• SET EXERCISE
Search the material below for the word "React". Copy every line that has it.

* Start SUPPLIED INFORMATION *

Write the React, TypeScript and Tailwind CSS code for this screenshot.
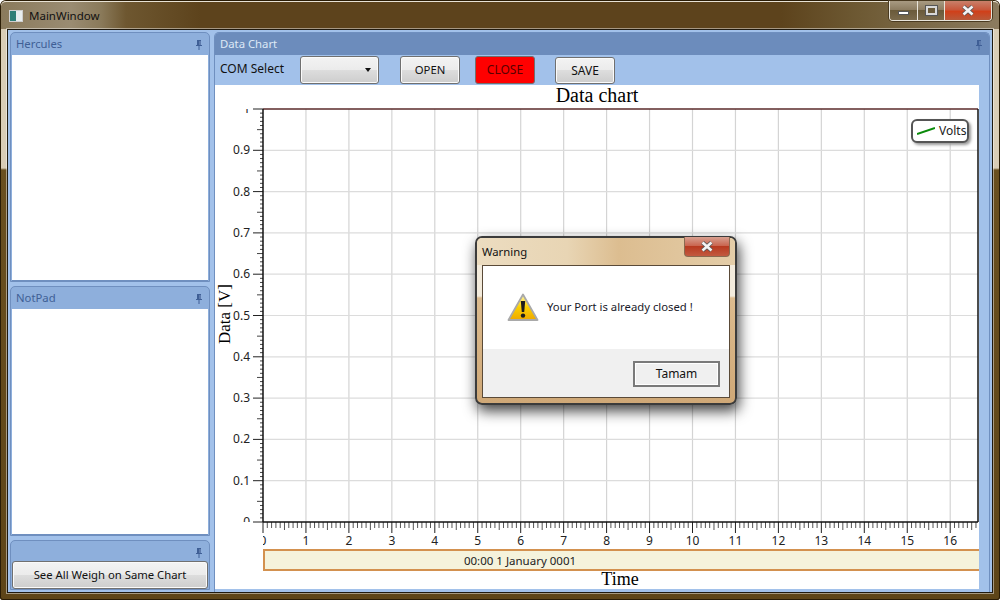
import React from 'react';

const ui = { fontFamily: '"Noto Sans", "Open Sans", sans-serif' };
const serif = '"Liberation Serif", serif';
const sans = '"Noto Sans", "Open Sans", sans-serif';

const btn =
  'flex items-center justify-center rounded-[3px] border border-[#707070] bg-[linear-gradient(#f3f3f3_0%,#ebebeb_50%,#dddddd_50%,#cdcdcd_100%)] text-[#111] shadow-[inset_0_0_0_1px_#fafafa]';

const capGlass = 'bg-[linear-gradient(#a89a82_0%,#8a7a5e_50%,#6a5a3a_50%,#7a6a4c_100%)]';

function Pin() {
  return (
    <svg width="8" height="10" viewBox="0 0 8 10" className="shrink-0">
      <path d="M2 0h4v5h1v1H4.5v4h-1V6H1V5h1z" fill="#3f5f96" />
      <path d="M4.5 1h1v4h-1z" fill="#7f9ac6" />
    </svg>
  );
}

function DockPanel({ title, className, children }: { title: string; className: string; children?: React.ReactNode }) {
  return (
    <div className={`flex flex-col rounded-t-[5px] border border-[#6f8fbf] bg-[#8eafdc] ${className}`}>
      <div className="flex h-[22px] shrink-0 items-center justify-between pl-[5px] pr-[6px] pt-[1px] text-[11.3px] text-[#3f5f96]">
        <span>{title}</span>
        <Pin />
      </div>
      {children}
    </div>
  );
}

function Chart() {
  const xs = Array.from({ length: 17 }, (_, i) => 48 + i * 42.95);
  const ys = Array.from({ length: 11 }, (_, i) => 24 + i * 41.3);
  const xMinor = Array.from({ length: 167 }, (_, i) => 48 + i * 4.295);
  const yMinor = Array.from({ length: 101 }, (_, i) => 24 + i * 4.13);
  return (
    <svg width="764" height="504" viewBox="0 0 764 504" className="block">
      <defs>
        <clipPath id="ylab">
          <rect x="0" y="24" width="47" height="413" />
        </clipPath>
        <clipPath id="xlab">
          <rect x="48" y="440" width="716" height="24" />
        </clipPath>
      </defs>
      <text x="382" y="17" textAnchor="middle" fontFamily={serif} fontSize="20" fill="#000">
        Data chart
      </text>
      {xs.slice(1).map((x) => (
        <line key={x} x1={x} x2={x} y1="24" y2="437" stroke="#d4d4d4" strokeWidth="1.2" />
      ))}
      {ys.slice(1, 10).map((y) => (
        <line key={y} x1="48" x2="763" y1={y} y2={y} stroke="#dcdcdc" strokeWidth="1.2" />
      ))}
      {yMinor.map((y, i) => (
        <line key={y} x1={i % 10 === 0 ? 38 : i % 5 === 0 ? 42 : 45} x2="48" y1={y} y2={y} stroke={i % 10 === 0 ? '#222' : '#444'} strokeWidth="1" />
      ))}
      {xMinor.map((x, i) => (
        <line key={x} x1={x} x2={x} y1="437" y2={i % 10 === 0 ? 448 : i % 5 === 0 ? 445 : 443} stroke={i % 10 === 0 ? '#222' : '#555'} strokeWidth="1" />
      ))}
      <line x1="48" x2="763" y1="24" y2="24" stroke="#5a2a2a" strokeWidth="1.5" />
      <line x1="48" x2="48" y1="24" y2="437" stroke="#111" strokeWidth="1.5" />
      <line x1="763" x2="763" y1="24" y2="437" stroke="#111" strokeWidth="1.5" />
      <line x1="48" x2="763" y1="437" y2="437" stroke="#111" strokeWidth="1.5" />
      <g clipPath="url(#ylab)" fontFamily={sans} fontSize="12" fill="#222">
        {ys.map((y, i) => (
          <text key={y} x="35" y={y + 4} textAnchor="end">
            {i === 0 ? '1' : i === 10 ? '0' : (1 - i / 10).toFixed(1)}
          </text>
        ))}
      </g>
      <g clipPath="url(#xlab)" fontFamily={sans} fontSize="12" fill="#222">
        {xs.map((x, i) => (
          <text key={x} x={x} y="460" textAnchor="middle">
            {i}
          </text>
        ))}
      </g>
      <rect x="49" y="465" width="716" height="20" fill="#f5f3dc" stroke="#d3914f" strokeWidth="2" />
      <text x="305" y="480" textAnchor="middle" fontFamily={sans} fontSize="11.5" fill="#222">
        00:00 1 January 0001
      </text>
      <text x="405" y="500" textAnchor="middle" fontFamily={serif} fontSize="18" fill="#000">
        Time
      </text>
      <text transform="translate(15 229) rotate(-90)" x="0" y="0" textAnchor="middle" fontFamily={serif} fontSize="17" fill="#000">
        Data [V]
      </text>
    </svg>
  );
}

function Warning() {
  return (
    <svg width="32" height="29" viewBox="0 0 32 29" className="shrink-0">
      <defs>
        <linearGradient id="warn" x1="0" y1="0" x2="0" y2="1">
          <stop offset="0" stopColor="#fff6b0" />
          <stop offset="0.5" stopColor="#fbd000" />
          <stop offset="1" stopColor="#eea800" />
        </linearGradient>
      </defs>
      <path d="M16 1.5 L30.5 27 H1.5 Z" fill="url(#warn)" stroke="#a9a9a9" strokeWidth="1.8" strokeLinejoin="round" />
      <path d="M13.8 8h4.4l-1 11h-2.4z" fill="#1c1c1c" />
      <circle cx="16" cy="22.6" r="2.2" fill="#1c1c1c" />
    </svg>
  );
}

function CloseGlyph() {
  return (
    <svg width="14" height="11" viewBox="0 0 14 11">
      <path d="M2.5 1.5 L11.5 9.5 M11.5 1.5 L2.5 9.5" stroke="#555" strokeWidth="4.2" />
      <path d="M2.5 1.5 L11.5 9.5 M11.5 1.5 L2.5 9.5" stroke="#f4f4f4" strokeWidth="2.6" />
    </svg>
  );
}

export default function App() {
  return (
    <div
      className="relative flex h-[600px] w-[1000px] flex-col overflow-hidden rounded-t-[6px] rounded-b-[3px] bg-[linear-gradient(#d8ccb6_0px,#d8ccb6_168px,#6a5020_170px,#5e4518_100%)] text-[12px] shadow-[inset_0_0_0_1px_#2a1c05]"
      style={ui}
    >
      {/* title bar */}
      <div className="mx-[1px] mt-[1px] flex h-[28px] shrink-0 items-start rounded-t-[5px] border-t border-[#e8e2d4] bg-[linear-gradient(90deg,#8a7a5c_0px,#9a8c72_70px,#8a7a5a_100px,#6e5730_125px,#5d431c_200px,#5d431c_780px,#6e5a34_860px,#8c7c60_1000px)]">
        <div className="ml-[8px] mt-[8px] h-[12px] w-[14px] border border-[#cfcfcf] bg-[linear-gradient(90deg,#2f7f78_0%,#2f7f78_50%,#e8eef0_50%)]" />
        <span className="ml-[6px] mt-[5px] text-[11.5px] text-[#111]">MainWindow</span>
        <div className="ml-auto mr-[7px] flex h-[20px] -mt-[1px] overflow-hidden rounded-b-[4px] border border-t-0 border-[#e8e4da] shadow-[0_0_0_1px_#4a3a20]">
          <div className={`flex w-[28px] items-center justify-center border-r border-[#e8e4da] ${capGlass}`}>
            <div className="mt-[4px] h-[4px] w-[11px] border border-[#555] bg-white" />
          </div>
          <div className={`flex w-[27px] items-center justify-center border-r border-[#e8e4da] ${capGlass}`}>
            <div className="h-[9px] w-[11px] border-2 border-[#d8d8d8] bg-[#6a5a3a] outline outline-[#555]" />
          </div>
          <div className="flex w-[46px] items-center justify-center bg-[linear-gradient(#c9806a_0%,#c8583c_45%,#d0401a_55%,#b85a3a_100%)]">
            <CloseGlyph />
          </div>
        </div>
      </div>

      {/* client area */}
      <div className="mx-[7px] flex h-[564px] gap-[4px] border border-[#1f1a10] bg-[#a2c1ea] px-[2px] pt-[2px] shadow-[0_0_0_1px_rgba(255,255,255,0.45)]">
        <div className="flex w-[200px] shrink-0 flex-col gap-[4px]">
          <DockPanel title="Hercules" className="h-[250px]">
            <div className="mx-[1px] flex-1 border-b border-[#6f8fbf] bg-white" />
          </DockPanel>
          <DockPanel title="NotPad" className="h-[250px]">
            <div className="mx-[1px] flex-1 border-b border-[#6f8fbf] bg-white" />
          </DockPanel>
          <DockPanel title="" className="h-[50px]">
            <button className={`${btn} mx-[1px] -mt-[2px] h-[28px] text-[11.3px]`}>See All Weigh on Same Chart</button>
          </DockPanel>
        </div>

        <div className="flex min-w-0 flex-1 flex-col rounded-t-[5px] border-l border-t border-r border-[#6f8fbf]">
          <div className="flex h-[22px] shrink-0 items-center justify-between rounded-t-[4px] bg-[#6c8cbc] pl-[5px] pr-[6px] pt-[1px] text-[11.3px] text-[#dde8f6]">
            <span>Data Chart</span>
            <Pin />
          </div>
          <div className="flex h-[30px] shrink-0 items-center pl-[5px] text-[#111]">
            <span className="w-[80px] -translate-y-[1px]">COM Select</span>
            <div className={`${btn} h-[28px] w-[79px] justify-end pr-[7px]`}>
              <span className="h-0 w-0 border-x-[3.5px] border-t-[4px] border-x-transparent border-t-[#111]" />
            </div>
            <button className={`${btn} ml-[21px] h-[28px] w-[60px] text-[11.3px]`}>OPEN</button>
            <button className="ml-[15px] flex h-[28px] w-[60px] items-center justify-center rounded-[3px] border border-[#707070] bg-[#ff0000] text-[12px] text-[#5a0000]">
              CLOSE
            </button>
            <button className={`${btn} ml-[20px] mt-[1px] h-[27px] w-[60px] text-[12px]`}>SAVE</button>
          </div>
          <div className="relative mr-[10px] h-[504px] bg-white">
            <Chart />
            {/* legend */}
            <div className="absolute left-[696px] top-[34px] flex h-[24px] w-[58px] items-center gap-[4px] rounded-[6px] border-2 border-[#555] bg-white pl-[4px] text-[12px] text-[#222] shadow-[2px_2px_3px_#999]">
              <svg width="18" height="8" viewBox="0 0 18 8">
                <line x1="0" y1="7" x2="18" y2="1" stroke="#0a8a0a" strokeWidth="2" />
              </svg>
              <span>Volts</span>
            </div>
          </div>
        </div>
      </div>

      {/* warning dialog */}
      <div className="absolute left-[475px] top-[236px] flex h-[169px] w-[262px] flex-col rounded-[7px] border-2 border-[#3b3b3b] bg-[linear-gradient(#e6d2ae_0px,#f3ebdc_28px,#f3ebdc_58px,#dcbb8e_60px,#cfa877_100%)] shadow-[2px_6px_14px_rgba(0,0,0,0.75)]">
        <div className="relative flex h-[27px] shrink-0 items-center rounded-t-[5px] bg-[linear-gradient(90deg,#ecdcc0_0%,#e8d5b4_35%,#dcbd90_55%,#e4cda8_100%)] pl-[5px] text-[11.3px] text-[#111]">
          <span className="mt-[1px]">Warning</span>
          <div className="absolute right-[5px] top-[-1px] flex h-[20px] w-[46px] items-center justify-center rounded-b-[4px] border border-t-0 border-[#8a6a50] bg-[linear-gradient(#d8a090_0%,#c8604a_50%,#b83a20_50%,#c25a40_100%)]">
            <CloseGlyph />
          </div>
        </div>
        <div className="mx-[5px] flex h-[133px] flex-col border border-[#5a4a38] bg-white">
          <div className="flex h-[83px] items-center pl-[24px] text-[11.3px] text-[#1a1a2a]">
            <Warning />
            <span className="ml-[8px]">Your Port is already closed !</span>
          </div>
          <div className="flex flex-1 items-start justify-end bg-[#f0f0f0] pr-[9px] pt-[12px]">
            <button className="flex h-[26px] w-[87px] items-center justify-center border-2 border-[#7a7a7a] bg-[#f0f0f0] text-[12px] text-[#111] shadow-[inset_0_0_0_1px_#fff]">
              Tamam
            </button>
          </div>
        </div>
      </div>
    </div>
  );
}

* End SUPPLIED INFORMATION *

• CORRECT RESULT
Write the React, TypeScript and Tailwind CSS code for this screenshot.
import React from 'react';
function DockPanel({ title, className, children }: { title: string; className: string; children?: React.ReactNode }) {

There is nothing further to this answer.